• What is asked:
With the pictures left out, copy the listing below exactly.

• Dataset content:
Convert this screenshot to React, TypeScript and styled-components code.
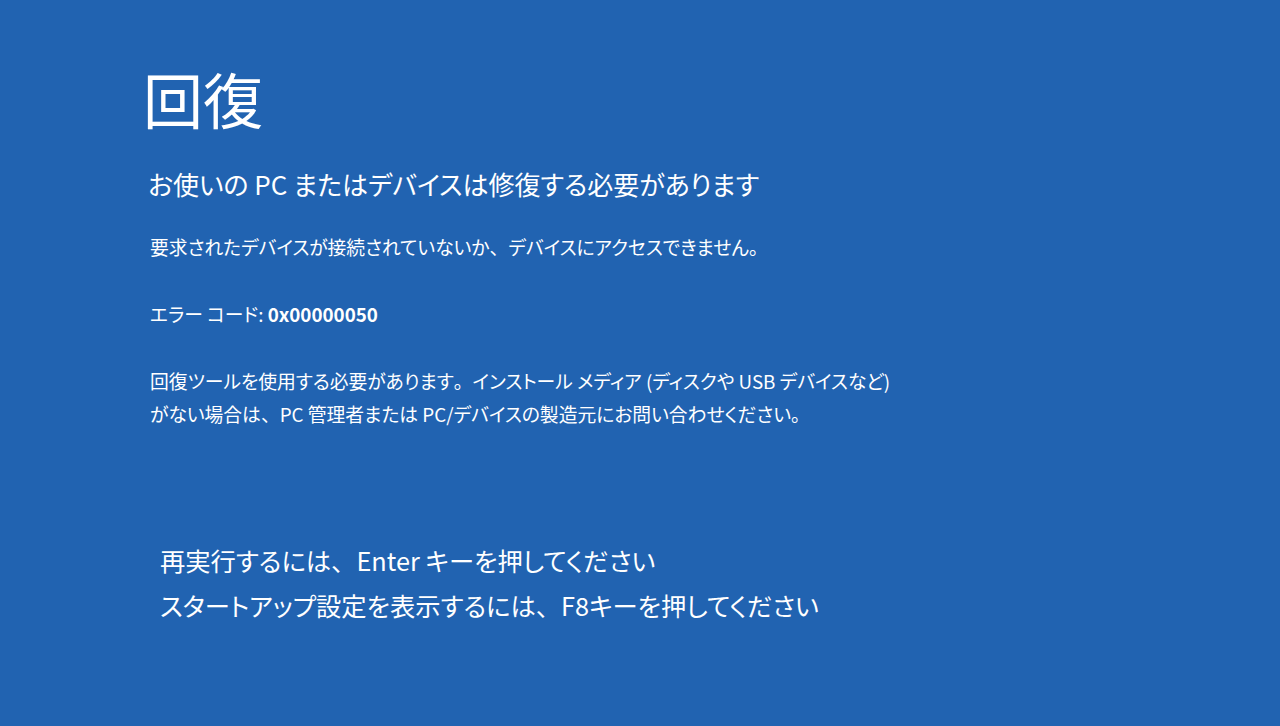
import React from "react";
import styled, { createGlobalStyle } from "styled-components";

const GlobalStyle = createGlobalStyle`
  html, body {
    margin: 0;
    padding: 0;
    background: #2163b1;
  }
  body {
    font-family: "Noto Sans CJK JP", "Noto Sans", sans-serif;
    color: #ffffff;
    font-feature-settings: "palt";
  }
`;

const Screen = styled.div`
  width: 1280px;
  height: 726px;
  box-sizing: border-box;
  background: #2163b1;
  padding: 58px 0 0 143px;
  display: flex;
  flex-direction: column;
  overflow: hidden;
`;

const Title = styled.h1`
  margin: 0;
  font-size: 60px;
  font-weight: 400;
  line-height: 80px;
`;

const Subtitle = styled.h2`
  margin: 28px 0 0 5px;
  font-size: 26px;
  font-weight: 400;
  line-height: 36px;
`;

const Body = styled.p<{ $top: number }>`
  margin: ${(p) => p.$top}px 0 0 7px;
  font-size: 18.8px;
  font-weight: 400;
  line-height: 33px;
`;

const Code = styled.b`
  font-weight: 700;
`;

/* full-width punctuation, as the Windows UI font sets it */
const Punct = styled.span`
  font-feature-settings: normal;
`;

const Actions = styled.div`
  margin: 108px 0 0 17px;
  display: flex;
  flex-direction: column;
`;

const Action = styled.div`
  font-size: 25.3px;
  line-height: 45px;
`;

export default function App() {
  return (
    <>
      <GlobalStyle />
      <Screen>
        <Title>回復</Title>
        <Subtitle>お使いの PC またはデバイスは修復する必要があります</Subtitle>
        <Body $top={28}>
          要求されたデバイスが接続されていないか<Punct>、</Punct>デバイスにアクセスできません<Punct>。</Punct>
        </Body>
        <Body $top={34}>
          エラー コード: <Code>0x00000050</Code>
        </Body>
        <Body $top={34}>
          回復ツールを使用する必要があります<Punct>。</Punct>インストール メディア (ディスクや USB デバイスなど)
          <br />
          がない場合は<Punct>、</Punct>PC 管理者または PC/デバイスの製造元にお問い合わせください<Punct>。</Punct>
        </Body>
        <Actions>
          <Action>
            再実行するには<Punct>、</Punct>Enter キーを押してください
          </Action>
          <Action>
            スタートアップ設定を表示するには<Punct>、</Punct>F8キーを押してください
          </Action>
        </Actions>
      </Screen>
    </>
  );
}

• Solved problem:
Convert this screenshot to React, TypeScript and styled-components code.
import React from "react";
import styled, { createGlobalStyle } from "styled-components";

const GlobalStyle = createGlobalStyle`
  html, body {
    margin: 0;
    padding: 0;
    background: #2163b1;
  }
  body {
    font-family: "Noto Sans CJK JP", "Noto Sans", sans-serif;
    color: #ffffff;
    font-feature-settings: "palt";
  }
`;

const Screen = styled.div`
  width: 1280px;
  height: 726px;
  box-sizing: border-box;
  background: #2163b1;
  padding: 58px 0 0 143px;
  display: flex;
  flex-direction: column;
  overflow: hidden;
`;

const Title = styled.h1`
  margin: 0;
  font-size: 60px;
  font-weight: 400;
  line-height: 80px;
`;

const Subtitle = styled.h2`
  margin: 28px 0 0 5px;
  font-size: 26px;
  font-weight: 400;
  line-height: 36px;
`;

const Body = styled.p<{ $top: number }>`
  margin: ${(p) => p.$top}px 0 0 7px;
  font-size: 18.8px;
  font-weight: 400;
  line-height: 33px;
`;

const Code = styled.b`
  font-weight: 700;
`;

/* full-width punctuation, as the Windows UI font sets it */
const Punct = styled.span`
  font-feature-settings: normal;
`;

const Actions = styled.div`
  margin: 108px 0 0 17px;
  display: flex;
  flex-direction: column;
`;

const Action = styled.div`
  font-size: 25.3px;
  line-height: 45px;
`;

export default function App() {
  return (
    <>
      <GlobalStyle />
      <Screen>
        <Title>回復</Title>
        <Subtitle>お使いの PC またはデバイスは修復する必要があります</Subtitle>
        <Body $top={28}>
          要求されたデバイスが接続されていないか<Punct>、</Punct>デバイスにアクセスできません<Punct>。</Punct>
        </Body>
        <Body $top={34}>
          エラー コード: <Code>0x00000050</Code>
        </Body>
        <Body $top={34}>
          回復ツールを使用する必要があります<Punct>。</Punct>インストール メディア (ディスクや USB デバイスなど)
          <br />
          がない場合は<Punct>、</Punct>PC 管理者または PC/デバイスの製造元にお問い合わせください<Punct>。</Punct>
        </Body>
        <Actions>
          <Action>
            再実行するには<Punct>、</Punct>Enter キーを押してください
          </Action>
          <Action>
            スタートアップ設定を表示するには<Punct>、</Punct>F8キーを押してください
          </Action>
        </Actions>
      </Screen>
    </>
  );
}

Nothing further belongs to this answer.